UN HOMBRE BUENO Y UN HOMBRE MALO

 

“A unos que confiaban en sí mismos como justos, y menospreciaban a los otros, dijo también esta parábola” (Lucas 18:9).
 
Lectura: Lucas 18:9-14.
 
            Jesús contó esta parábola sabiendo que sus oyentes serían sorprendidos con su enseñanza, y que era muy diferente de lo que ellos esperaban. Es una lástima que la conozcamos tan bien nosotros, porque tan pronto como oímos que uno de los protagonistas era fariseo, ya sabemos que será el malo de la película. En tiempos de Jesús los fariseos fueron considerados los más santos de la sociedad y los publicanos los peores. ¡Qué shock para los oyentes cuando Jesús dijo que el publicano quedó justificado delante de Dios, y el fariseo no!
 
El equivalente hoy día sería contar una parábola de un pastor y un expresidiario. El pastor se pone de pie y ora dando gracias a Dios que no es como los otros hombres, que son ladrones, injustos y adúlteros, ni como este expresidiario; pues, ayuna dos veces a la semana y diezma de todo lo que gana. Es un hombre correcto, obedece la ley de Dios, no hace daño a nadie, y es disciplinado y generoso con su dinero. Parece ejemplar. Lo admiramos.
 
Luego el expresidiario se pone a orar, allí en un rincón, avergonzado de sí mismo y su pecado. No hace alarde de ninguna cosa buena que haya hecho. No se siente digno ni siquiera de alzar los ojos al cielo y dirigirse a Dios. Solo puede humillarse y decir: “Dios, sé propicio a mí, pecador”. Cuando Jesús dice que “este descendió a su casa justificado antes que el otro”, nos quedamos estupefactos.  ¿Cómo puede ser? Obviamente el pastor era mucho mejor persona que el expresidiario. Allí está nuestro fallo.
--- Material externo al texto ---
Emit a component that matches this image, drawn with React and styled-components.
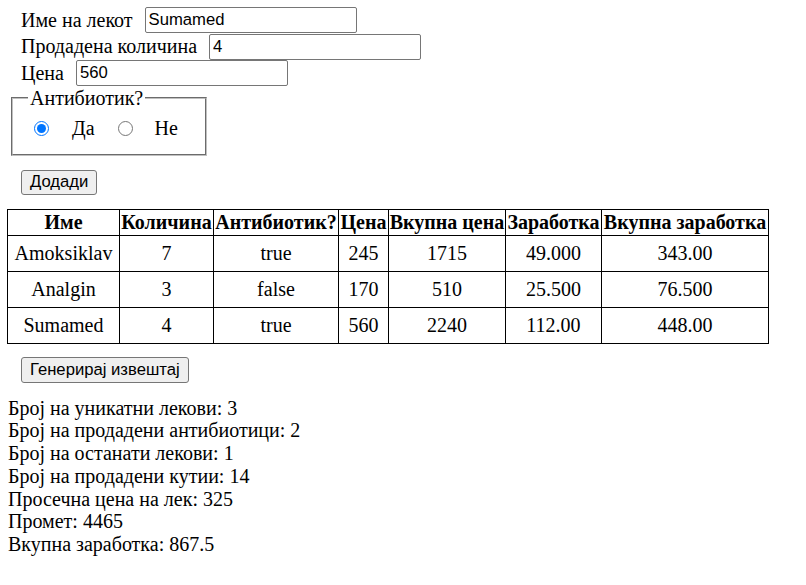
import React, { useState } from "react";
import styled, { createGlobalStyle } from "styled-components";

const GlobalStyle = createGlobalStyle`
  body {
    margin: 0;
    background: #fff;
    color: #000;
    font-family: "Liberation Serif", "Times New Roman", serif;
    font-size: 20px;
  }
`;

const Page = styled.div`
  padding-top: 7px;
`;

const FormRows = styled.div`
  display: flex;
  flex-direction: column;
  margin-left: 21px;
`;

const FormRow = styled.div`
  display: flex;
  align-items: center;
  height: 26.5px;
`;

const Label = styled.label`
  margin-right: 12px;
  line-height: 23px;
`;

const TextInput = styled.input`
  box-sizing: border-box;
  width: 212px;
  height: 26px;
  padding: 0 3px;
  margin: 0;
  border: 1px solid #767676;
  border-radius: 2px;
  font-family: "Liberation Sans", Arial, sans-serif;
  font-size: 16.67px;
  color: #000;
`;

const Fieldset = styled.fieldset`
  box-sizing: border-box;
  width: 196px;
  margin: 0 0 0 11px;
  padding: 7px 0 14px 15px;
  border: 2px groove #c0c0c0;
`;

const Legend = styled.legend`
  padding: 0 2px;
  line-height: 23px;
`;

const RadioGroup = styled.div`
  display: flex;
  align-items: center;
  height: 23px;
  padding-left: 6px;
`;

const Radio = styled.input`
  width: 15px;
  height: 15px;
  margin: 0 0 0 ${(p) => p.$offset}px;
  accent-color: #0075ff;
`;

const RadioText = styled.span`
  margin-left: ${(p) => p.$offset}px;
`;

const Button = styled.button`
  display: block;
  box-sizing: border-box;
  height: ${(p) => p.$h}px;
  margin: ${(p) => p.$top}px 0 0 21px;
  padding: 0 8px;
  background: #efefef;
  border: 1px solid #767676;
  border-radius: 3px;
  font-family: "Liberation Sans", Arial, sans-serif;
  font-size: 16.67px;
  color: #000;
`;

const Table = styled.table`
  margin: 14px 0 0 7px;
  border-collapse: collapse;
  table-layout: fixed;
  width: 761px;
`;

const Th = styled.th`
  border: 1px solid #000;
  padding: 1px 0;
  height: 23px;
  font-weight: bold;
  white-space: nowrap;
  text-align: center;
`;

const Td = styled.td`
  border: 1px solid #000;
  padding: 0;
  height: 35px;
  text-align: center;
`;

const Report = styled.div`
  margin: 14px 0 0 8px;
`;

const ReportLine = styled.div`
  line-height: 22.8px;
`;

const columns = [
  { title: "Име", width: 112 },
  { title: "Количина", width: 94 },
  { title: "Антибиотик?", width: 125 },
  { title: "Цена", width: 50 },
  { title: "Вкупна цена", width: 117 },
  { title: "Заработка", width: 96 },
  { title: "Вкупна заработка", width: 167 },
];

const rows = [
  ["Amoksiklav", "7", "true", "245", "1715", "49.000", "343.00"],
  ["Analgin", "3", "false", "170", "510", "25.500", "76.500"],
  ["Sumamed", "4", "true", "560", "2240", "112.00", "448.00"],
];

const report = [
  "Број на уникатни лекови: 3",
  "Број на продадени антибиотици: 2",
  "Број на останати лекови: 1",
  "Број на продадени кутии: 14",
  "Просечна цена на лек: 325",
  "Промет: 4465",
  "Вкупна заработка: 867.5",
];

export default function App() {
  const [name, setName] = useState("Sumamed");
  const [qty, setQty] = useState("4");
  const [price, setPrice] = useState("560");
  const [antibiotic, setAntibiotic] = useState(true);

  return (
    <Page>
      <GlobalStyle />
      <FormRows>
        <FormRow>
          <Label>Име на лекот</Label>
          <TextInput value={name} onChange={(e) => setName(e.target.value)} />
        </FormRow>
        <FormRow>
          <Label>Продадена количина</Label>
          <TextInput value={qty} onChange={(e) => setQty(e.target.value)} />
        </FormRow>
        <FormRow>
          <Label>Цена</Label>
          <TextInput value={price} onChange={(e) => setPrice(e.target.value)} />
        </FormRow>
      </FormRows>
      <Fieldset>
        <Legend>Антибиотик?</Legend>
        <RadioGroup>
          <Radio
            type="radio"
            name="ab"
            $offset={0}
            checked={antibiotic}
            onChange={() => setAntibiotic(true)}
          />
          <RadioText $offset={23}>Да</RadioText>
          <Radio
            type="radio"
            name="ab"
            $offset={23}
            checked={!antibiotic}
            onChange={() => setAntibiotic(false)}
          />
          <RadioText $offset={22}>Не</RadioText>
        </RadioGroup>
      </Fieldset>
      <Button $top={14} $h={25}>Додади</Button>
      <Table>
        <colgroup>
          {columns.map((c) => (
            <col key={c.title} style={{ width: c.width }} />
          ))}
        </colgroup>
        <thead>
          <tr>
            {columns.map((c) => (
              <Th key={c.title}>{c.title}</Th>
            ))}
          </tr>
        </thead>
        <tbody>
          {rows.map((r) => (
            <tr key={r[0]}>
              {r.map((cell, i) => (
                <Td key={i}>{cell}</Td>
              ))}
            </tr>
          ))}
        </tbody>
      </Table>
      <Button $top={13} $h={26}>Генерирај извештај</Button>
      <Report>
        {report.map((line) => (
          <ReportLine key={line}>{line}</ReportLine>
        ))}
      </Report>
    </Page>
  );
}
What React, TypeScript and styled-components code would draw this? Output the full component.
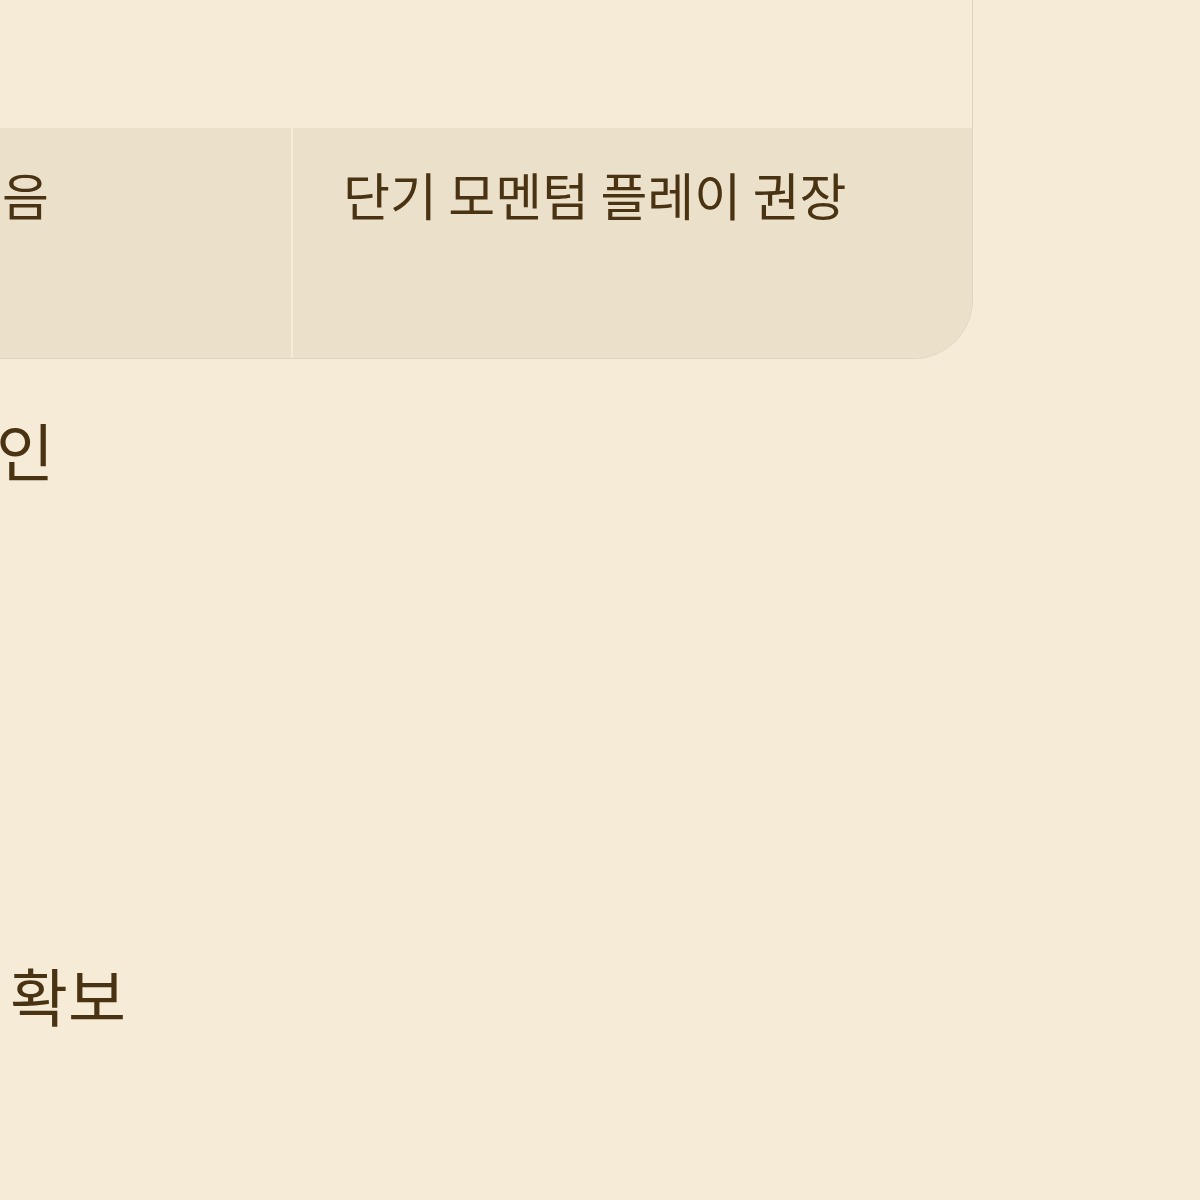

Comparamos a una persona con la otra. Pensamos que algunas personas son mejores que otras delante de Dios. Tenemos la idea de que se salvan los mejores y se condenan los peores.
 
En cuanto a nosotros mismos, es cierto que somos mejores que muchos, pero esto es irrelevante. Esto no es un concurso para ver quién es el mejor, sino el tribunal de Dios quien ha declarado a todos culpables: “Como está escrito: No hay justo, ni aun uno; no hay quien entienda, No hay quien busque a Dios. Todos se desviaron, a una se hicieron inútiles; no hay quien haga lo bueno, no hay ni siquiera uno” (Romanos 3: 10-12). La gente no acepta este veredicto. Va con la mentalidad de comparar, la mentalidad del fariseo. Cada uno piensa que se merece ir al cielo porque no es tan malo como otros. Antiguamente se oía decir: “Yo no hago mal; no robo, no mato, no he hecho daño a nadie”. Piensan que los que roban, matan y hacen daño a otros son los que se van a condenar, pero ellos no, porque son mejores.
 
Solo hay una manera de salvarnos, y no es ser mejor que otros, sino por la sangre de Jesús. El fariseo iba por otro camino de salvación, el de las obras, y este no salva. El publicano se salvó porque no pretendía ninguna justicia propia. Se reconoció pecador y pidió que Dios lo justificase. Y esto es justo lo que Dios iba a hacer por medio de la muerte de Jesús en la cruz. El fariseo se condenó porque “confiaba en sí mismo como justo” (18:9). Como él, muchos confían en sí mismos como justos, porque son mejores que otros. En cambio, si reconocemos que somos pecadores y pedimos que Dios nos justifique en su misericordia, nos salvamos, pero esto cuesta mucho. Cuesta humillarnos delante de Dios como hizo el publicano. En el Día del Juicio nos agarraremos a la Cruz de Cristo con toda nuestra fuerza, sin confiar en ningún mérito propio. Este es el camino de salvación. Todo otro camino conduce a la perdición. La justificación delante de Dios es únicamente por medio de Jesús: “Al que no conoció pecado, por nosotros lo hizo pecado, para que nosotros fuésemos hechos justicia de Dios en él” (2 Cor. 5: 21).